Mankiw also made the important point that the tenured professors really shouldn't have any reason to be afraid to share their views at all – this is one of the reasons why the institution of tenure was created in the first place. However, tenure-track faculty (which is the category where I belonged before I escaped from that terrible hell) are massively and constantly threatened and they are terrified of expressing their political views if these views happen to be wise.
Indeed, already those 16 years ago when the political atmosphere got tense in the wake of the witch hunts against President Lawrence Summers, I tried hard to find another assistant professor at that university whose overt political views held at least 20% of the wisdom of my views – and I have failed. It seems spectacularly obvious to me that the situation has gotten much worse in those 14 years when I was gone from the place.
Another good point is that only a small portion of the problems for conservatives are visible fireworks, catchy tense conflicts. What matters most of the time is the silence – and the nearby invisible ostracization of the rightwingers.
The degree to which the universities have been conquered by the radical left surpasses any example of the politicization of science and the Academia that you could have observed in Nazi Germany or the Soviet Union. It is absolutely unprecedented in the human history. I am almost sure that not even the Inquisition was this radical, ideologically uniform, and unfamiliar with the thoughts outside the cult. People with common sense and (more or less) conservative values who live outside the university environment say that the universities are an irrelevant hell. But that's wrong, it is just a wishful thinking. However defective the universities have become in politically sensitive issues, they still remained a key place that determines the direction in which the whole society evolves. If you are selling Mexican food or whatever you do, good for you but you simply don't have the same influence on the evolution of America as the average Harvard professor.
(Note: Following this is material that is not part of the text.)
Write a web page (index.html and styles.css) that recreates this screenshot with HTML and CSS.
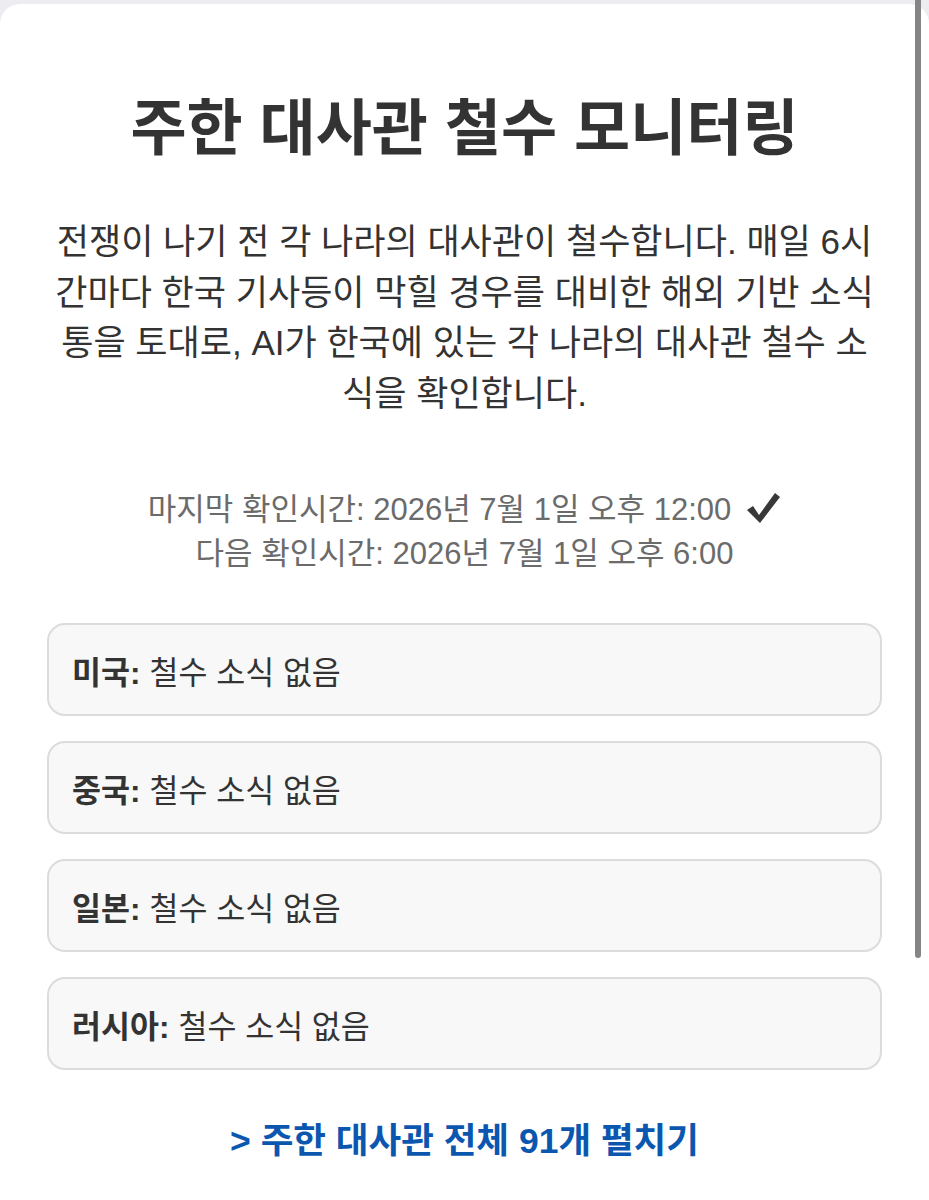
FILE: index.html
```html
<!DOCTYPE html>
<html lang="ko">

<head>
    <meta charset="UTF-8">
    <meta name="viewport" content="width=device-width, initial-scale=1" />
    <title>주한 대사관 철수 모니터링</title>
    <link rel="stylesheet" href="styles.css">
</head>

<body>

    <div class="sheet">

        <h1 class="title">주한 대사관 철수 모니터링</h1>

        <p class="intro">전쟁이 나기 전 각 나라의 대사관이 철수합니다. 매일 6시간마다 한국 기사등이 막힐 경우를 대비한 해외 기반 소식통을 토대로, AI가 한국에 있는 각 나라의 대사관 철수 소식을 확인합니다.</p>

        <div class="checked">
            <div class="checked-row">
                마지막 확인시간: 2026년 7월 1일 오후 12:00
                <svg class="tick" width="36" height="34" viewBox="0 0 36 34">
                    <path d="M2 19 L8 15 L14 24 L30 2 L35 6 L15 32 Z" />
                </svg>
            </div>
            <div class="checked-row">다음 확인시간: 2026년 7월 1일 오후 6:00</div>
        </div>

        <div class="countries">
            <div class="country"><b>미국:</b> 철수 소식 없음</div>
            <div class="country"><b>중국:</b> 철수 소식 없음</div>
            <div class="country"><b>일본:</b> 철수 소식 없음</div>
            <div class="country"><b>러시아:</b> 철수 소식 없음</div>
        </div>

        <a class="expand" href="#">&gt; 주한 대사관 전체 91개 펼치기</a>

    </div>

    <!-- overlay scrollbar like on the phone -->
    <div class="scroll-thumb"></div>

</body>

</html>
```

FILE: styles.css
```css
:root {
    --text-color: #333;
    --muted-color: #6b6b6b;
    --card-border: #dcdcdc;
}

html {
    overflow: hidden;
}

body {
    background-color: #ececf1;
    font-family: 'Liberation Sans', 'Noto Sans CJK KR', sans-serif;
    margin: 0;
}

.sheet {
    background-color: #fff;
    border-radius: 20px 20px 0 0;
    box-sizing: border-box;
    color: var(--text-color);
    height: 1196px;
    margin-top: 4px;
    padding: 89px 47px 0;
    text-align: center;
}

.title {
    font-size: 61px;
    font-weight: 700;
    line-height: 1.2;
    margin: 0;
}

.intro {
    font-size: 35px;
    line-height: 50.5px;
    margin: 51px 0 0;
}

/* ====== LAST / NEXT CHECK ====== */

.checked {
    color: var(--muted-color);
    font-size: 31px;
    line-height: 44px;
    margin-top: 69px;
}

.checked-row {
    align-items: center;
    display: flex;
    gap: 14px;
    justify-content: center;
}

.tick {
    fill: #383838;
    margin-top: -4px;
}

/* ====== COUNTRIES ====== */

.countries {
    display: flex;
    flex-direction: column;
    gap: 25px;
    margin-top: 47px;
}

.country {
    align-items: center;
    background-color: #f8f8f8;
    border: 2px solid var(--card-border);
    border-radius: 18px;
    box-sizing: border-box;
    display: flex;
    font-size: 31.5px;
    gap: 9px;
    height: 93px;
    padding: 0 23px;
}

.country b {
    font-weight: 700;
}

.expand {
    color: #0b57b0;
    display: block;
    font-size: 35.5px;
    font-weight: 700;
    line-height: 44px;
    margin-top: 49px;
    text-decoration: none;
}

.scroll-thumb {
    background-color: #858585;
    border-radius: 0 0 4px 4px;
    height: 958px;
    position: fixed;
    right: 8px;
    top: 0;
    width: 6px;
}
```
Dear conservatives or otherwise sensible people, you just need to care about this catastrophic evolution at the universities. A modern society really cannot exist without some intellectual elites, the leftists know it, and they have deliberately conflated the concepts of intellectual elites and the far left whackodoodles. They are completely different things – and in most respects, they are pretty much opposite things – but the leftists are doing everything they can to pretend that the concepts are equivalent and you are really doing nothing against this most devastating trick. When you dismiss the importance of universities as a whole, your denial is clearly helping the leftists because the universities are not inconsequential.
So please, do fudging realize that this is an important issue. And turn it into a big political topic and make sure that the universities regain some sort of sanity and the officially mandatory respect for the academic freedoms of the conservative scholars. Analogous comments hold for the "mainstream media" and "Big Tech" (two other categories that are sources of the far left pressure on mankind), too. As long as it will be obvious that they have some meritocratic (e.g. purely technical) advantages that often make the neutral or right-wing competition look inferior (and I repeatedly think that Parler is self-evidently inferior to Twitter, for example), it will be a huge problem that most of these companies have become far left and your denial of their influence (which is just your excuse for not moving your aß) only makes things worse.
Florida is preparing a bill whose task is to tame the indoctrination and revive the (mainly) conservatives' freedom of viewpoint.